» WHAT YOU WILL DO: Copy out each line that has "components" in it.

» SUPPLIED ENTRIES:
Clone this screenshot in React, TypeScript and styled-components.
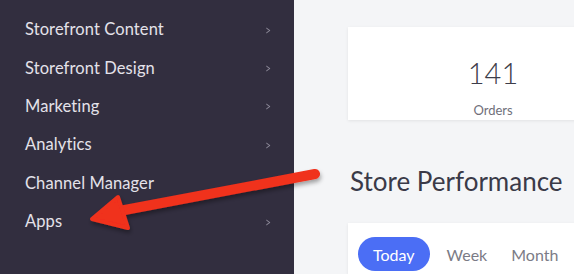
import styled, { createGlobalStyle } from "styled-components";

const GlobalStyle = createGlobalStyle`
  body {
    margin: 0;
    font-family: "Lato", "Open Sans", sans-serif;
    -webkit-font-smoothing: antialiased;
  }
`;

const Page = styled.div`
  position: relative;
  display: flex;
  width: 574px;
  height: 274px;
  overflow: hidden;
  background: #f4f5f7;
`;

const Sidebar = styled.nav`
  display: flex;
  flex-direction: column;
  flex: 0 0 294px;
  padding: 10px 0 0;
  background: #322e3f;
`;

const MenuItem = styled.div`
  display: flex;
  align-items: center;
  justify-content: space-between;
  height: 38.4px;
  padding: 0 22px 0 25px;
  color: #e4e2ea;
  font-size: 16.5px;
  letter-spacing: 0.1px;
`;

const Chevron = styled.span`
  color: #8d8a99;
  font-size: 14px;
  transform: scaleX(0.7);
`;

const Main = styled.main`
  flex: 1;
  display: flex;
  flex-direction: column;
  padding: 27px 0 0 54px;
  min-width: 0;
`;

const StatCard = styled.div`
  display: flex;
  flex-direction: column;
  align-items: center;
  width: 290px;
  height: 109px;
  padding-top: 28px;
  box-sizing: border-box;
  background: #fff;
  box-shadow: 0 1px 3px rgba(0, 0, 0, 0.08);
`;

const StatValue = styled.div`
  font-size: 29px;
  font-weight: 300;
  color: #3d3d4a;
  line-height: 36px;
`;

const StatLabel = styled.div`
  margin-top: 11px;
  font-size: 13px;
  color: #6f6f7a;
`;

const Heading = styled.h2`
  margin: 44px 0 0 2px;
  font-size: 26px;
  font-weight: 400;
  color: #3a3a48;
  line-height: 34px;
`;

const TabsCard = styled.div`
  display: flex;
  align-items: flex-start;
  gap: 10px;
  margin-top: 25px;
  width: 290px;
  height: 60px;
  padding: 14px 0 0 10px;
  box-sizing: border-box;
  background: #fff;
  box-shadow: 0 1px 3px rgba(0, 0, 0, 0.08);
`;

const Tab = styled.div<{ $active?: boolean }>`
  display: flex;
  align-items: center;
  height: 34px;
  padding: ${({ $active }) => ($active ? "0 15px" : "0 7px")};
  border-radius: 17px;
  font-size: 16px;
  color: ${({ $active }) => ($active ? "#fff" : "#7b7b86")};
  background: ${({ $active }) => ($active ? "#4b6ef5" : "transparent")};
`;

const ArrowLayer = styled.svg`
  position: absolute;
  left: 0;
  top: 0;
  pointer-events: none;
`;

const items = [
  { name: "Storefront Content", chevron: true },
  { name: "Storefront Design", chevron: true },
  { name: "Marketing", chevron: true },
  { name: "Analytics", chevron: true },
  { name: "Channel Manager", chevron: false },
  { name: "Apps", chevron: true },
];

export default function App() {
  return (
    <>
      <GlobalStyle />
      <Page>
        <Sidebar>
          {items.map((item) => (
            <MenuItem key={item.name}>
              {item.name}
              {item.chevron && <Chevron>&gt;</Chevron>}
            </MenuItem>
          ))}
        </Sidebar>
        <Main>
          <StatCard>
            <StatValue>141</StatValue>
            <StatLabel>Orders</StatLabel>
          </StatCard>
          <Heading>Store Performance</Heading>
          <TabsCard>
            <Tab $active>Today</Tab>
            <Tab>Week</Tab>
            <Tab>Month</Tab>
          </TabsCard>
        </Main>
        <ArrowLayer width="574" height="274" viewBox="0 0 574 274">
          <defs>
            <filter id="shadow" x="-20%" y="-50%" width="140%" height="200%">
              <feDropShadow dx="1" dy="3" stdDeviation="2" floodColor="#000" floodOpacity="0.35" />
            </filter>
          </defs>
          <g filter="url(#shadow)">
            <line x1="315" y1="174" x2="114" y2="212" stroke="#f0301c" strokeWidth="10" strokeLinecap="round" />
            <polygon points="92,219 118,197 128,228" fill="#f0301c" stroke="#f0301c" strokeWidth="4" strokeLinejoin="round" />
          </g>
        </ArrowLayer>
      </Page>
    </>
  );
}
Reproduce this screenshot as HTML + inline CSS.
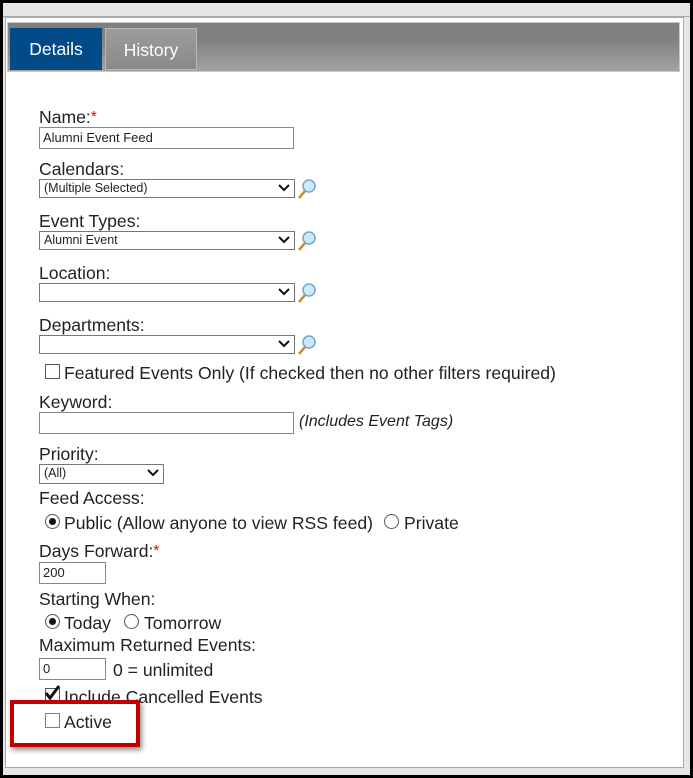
---
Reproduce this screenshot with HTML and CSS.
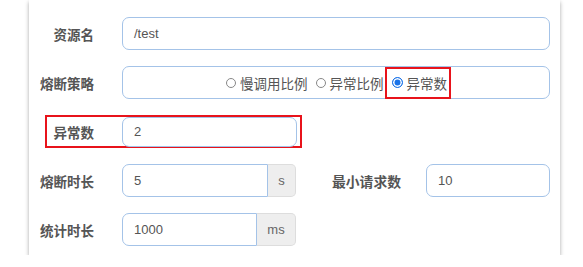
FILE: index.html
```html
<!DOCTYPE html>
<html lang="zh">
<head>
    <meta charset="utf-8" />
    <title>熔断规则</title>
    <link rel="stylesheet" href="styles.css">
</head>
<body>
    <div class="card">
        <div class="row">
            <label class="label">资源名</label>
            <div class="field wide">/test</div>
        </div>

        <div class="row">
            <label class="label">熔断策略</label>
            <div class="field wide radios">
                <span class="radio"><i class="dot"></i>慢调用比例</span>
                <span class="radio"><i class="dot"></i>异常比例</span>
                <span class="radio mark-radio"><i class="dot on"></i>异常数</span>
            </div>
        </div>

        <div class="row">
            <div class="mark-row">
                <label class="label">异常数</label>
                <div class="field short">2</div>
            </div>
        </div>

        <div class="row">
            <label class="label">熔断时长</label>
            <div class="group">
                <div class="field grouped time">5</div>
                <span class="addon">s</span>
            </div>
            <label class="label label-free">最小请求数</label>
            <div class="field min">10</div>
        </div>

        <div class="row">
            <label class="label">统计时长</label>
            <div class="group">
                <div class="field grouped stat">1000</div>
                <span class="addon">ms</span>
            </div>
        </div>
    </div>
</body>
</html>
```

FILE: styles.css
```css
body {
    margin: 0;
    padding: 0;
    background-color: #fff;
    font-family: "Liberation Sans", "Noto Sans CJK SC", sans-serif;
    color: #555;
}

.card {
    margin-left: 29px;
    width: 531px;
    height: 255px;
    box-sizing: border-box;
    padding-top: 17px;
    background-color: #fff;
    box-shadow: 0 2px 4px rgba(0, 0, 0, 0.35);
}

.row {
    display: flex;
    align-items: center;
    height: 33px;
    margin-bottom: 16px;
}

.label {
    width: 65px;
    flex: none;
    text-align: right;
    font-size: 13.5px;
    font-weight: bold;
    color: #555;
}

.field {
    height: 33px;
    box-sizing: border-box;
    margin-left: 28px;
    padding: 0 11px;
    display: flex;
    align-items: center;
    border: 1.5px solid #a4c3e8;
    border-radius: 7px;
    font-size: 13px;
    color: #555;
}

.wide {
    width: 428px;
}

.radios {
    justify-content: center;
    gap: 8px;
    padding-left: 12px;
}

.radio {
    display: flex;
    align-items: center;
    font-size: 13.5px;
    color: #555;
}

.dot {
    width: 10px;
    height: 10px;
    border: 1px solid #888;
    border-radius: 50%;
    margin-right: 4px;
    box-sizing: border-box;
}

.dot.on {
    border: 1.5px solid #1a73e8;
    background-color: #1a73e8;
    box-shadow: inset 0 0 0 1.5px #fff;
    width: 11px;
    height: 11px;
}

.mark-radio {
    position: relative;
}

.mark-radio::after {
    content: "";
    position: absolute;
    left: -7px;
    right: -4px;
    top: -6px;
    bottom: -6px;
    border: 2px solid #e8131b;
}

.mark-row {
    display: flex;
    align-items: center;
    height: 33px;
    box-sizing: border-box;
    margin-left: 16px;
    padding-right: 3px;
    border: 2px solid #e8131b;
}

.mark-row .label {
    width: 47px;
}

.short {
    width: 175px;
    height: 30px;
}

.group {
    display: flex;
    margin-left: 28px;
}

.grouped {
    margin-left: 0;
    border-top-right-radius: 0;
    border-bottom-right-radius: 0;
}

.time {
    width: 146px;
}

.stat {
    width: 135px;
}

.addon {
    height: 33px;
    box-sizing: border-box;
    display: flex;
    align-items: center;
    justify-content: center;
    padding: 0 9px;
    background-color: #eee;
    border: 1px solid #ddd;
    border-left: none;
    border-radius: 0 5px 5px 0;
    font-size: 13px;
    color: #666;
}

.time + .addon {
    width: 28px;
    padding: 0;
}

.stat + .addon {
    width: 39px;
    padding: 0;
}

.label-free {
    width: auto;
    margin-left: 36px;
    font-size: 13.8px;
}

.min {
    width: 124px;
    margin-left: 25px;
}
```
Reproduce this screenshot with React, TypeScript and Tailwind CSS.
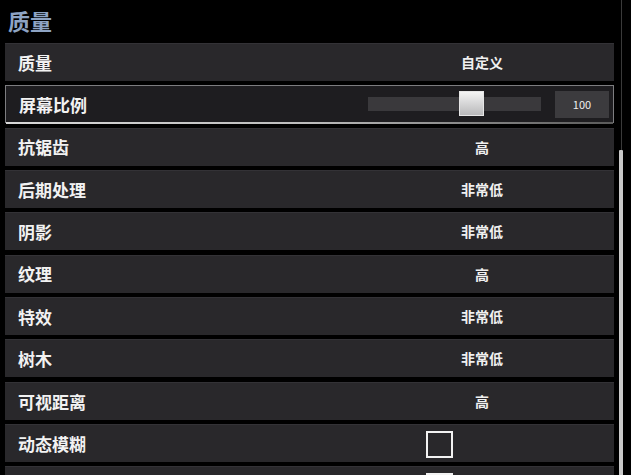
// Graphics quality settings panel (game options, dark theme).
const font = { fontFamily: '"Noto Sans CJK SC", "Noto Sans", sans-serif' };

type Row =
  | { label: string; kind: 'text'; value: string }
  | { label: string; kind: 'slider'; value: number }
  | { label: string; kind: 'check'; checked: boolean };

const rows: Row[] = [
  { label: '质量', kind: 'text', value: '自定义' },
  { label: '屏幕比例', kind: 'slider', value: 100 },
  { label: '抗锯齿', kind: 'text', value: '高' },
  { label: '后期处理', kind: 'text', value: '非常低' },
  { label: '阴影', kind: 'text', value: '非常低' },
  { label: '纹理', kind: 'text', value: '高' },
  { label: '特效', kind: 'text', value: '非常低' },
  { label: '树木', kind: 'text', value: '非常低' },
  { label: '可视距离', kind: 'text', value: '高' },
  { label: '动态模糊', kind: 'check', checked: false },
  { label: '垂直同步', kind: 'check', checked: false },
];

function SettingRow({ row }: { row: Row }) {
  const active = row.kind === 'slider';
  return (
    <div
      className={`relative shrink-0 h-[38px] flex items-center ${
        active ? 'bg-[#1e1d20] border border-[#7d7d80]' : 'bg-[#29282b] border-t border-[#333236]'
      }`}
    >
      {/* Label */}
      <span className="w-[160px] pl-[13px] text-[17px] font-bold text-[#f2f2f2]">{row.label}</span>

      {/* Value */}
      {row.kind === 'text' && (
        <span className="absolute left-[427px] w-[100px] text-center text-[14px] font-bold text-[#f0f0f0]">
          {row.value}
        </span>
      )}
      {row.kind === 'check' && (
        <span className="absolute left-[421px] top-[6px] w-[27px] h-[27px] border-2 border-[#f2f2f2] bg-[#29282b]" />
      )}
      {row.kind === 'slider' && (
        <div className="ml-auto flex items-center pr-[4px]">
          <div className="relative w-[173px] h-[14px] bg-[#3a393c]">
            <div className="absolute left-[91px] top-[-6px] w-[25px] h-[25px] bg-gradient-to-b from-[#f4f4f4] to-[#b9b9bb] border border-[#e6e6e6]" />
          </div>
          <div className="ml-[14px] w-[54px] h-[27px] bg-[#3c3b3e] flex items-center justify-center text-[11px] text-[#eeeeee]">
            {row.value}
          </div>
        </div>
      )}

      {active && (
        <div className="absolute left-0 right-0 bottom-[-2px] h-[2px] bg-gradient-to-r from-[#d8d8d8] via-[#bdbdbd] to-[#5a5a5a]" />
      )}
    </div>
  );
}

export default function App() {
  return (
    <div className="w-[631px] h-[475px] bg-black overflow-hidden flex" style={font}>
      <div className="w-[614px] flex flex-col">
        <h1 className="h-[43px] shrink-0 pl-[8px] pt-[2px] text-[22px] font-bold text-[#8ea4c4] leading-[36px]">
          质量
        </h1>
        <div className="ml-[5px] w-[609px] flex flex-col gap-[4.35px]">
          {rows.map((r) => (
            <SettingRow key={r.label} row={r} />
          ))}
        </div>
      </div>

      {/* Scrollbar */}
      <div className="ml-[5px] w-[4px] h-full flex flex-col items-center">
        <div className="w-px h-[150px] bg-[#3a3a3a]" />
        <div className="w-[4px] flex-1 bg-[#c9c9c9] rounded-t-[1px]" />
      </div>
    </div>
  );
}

» SOLVED PROBLEM:
Clone this screenshot in React, TypeScript and styled-components.
import styled, { createGlobalStyle } from "styled-components";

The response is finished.